Pemkab Indramayu Luruskan Polemik Perda Pajak Baru: “Tidak Ada Kenaikan PBB untuk Lahan Pertanian”

mpnTERKINI14 Views
Read Time:2 Minute, 27 Second

 

mpn.co.id, INDRAMAYU – Pemerintah Kabupaten Indramayu meluruskan sejumlah opini publik dan narasi keliru yang berkembang di masyarakat terkait Perubahan Peraturan Daerah (Perda) tentang Pajak dan Retribusi Daerah yang disahkan dalam rapat paripurna bersama DPRD dan Bupati, Jumat (4/7/2025). Sejumlah pihak, termasuk warganet, menuding bahwa aturan baru tersebut akan memberatkan masyarakat, terutama para petani, akibat penetapan tarif Pajak Bumi dan Bangunan (PBB) sebesar 0,4 persen.

Namun, Kepala Badan Pendapatan Daerah (Bapenda) Indramayu, Amrullah, memastikan bahwa tidak ada kenaikan tarif PBB untuk lahan pangan dan ternak. Ia menegaskan bahwa yang terjadi hanyalah penyesuaian mekanisme perhitungan, bukan kenaikan beban pajak.

“Perlu kami luruskan bahwa tidak ada kenaikan PBB untuk lahan pertanian dan peternakan. Ini murni penyesuaian sistem sesuai amanat Undang-Undang Nomor 1 Tahun 2022 dan hasil evaluasi Kementerian Dalam Negeri serta Kementerian Keuangan,” tegas Amrullah saat dikonfirmasi awak media, Sabtu (5/7/2025).
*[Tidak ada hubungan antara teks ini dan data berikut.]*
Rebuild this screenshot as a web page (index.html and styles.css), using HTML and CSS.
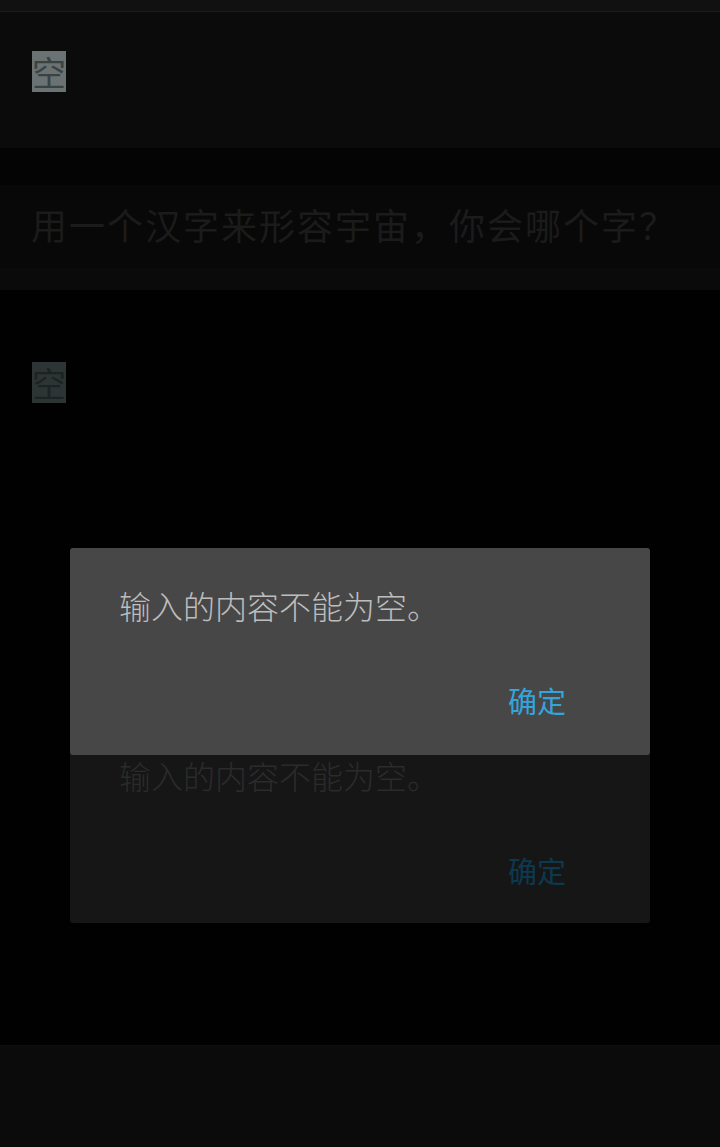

Perubahan Perda ini, lanjut Amrullah, mengikuti arahan pemerintah pusat yang meminta penerapan single tarif PBB. Dalam skema lama (Perda No 1 Tahun 2024), tarif dikenakan secara bertingkat berdasarkan nilai NJOP, yaitu:

0,2% untuk NJOP ≤ Rp1 miliar

0,25% untuk NJOP > Rp1 miliar–Rp2 miliar

0,3% untuk NJOP > Rp2 miliar–Rp5 miliar

0,4% untuk NJOP > Rp5 miliar–Rp10 miliar

0,45% untuk NJOP > Rp10 miliar

Dalam perubahan Perda terbaru, tarif tunggal 0,45% diterapkan untuk lahan umum, namun lahan pangan dan ternak mendapat tarif lebih rendah yaitu 0,4%.

“Tarif 0,4 persen itu adalah bentuk keberpihakan daerah pada petani, lebih rendah dari lahan umum. Dan secara nilai, tidak ada kenaikan,” tambahnya.

Amrullah juga memberikan simulasi untuk menjawab keraguan publik. Ia menjelaskan bahwa selain penyesuaian tarif, pemerintah juga mengubah Nilai Jual Kena Pajak (NJKP) dari 100% menjadi 25%. Akibatnya, meskipun tarif naik secara nominal, nilai dasar pengenaan pajaknya justru diturunkan, sehingga hasil akhirnya tetap sama.

Contoh Simulasi:

Perda Lama (2024):
Luas lahan: 483 m² × NJOP Rp27.000 = Rp13.041.000
NJKP 100% → PBB: Rp13.041.000 × 0,1% = Rp13.041

Perda Baru (2025):
Luas lahan: 483 m² × NJOP Rp27.000 = Rp13.041.000
NJKP 25% → Rp3.260.250 × 0,4% = Rp13.041

“Ini yang tidak dipahami oleh sebagian masyarakat. Secara hitungan, PBB tidak naik. Justru mekanismenya disesuaikan agar adil dan tidak membingungkan,” ungkapnya.

Menurut Amrullah, langkah ini justru merupakan bentuk keberpihakan daerah kepada petani, dan penting untuk disampaikan sebagai edukasi publik agar tidak terjadi distorsi informasi.

“PBB tidak naik selama fungsinya tetap sebagai lahan pangan. Tapi kalau lahannya berubah fungsi, misalnya jadi perumahan atau usaha, maka tarif tentu akan mengikuti klasifikasinya,” tegasnya.

Ia mengimbau masyarakat tidak mudah terprovokasi oleh narasi yang belum berdasarkan data. Pemkab juga membuka layanan konsultasi di Bapenda bagi masyarakat yang ingin memahami rincian perubahan Perda lebih lanjut.

Perubahan Perda ini merupakan bagian dari penyesuaian regulasi nasional dan langkah konsolidasi fiskal daerah. Pengawasan publik tetap penting, namun pemahaman utuh terhadap substansi aturan juga dibutuhkan agar diskursus publik tetap sehat dan konstruktif.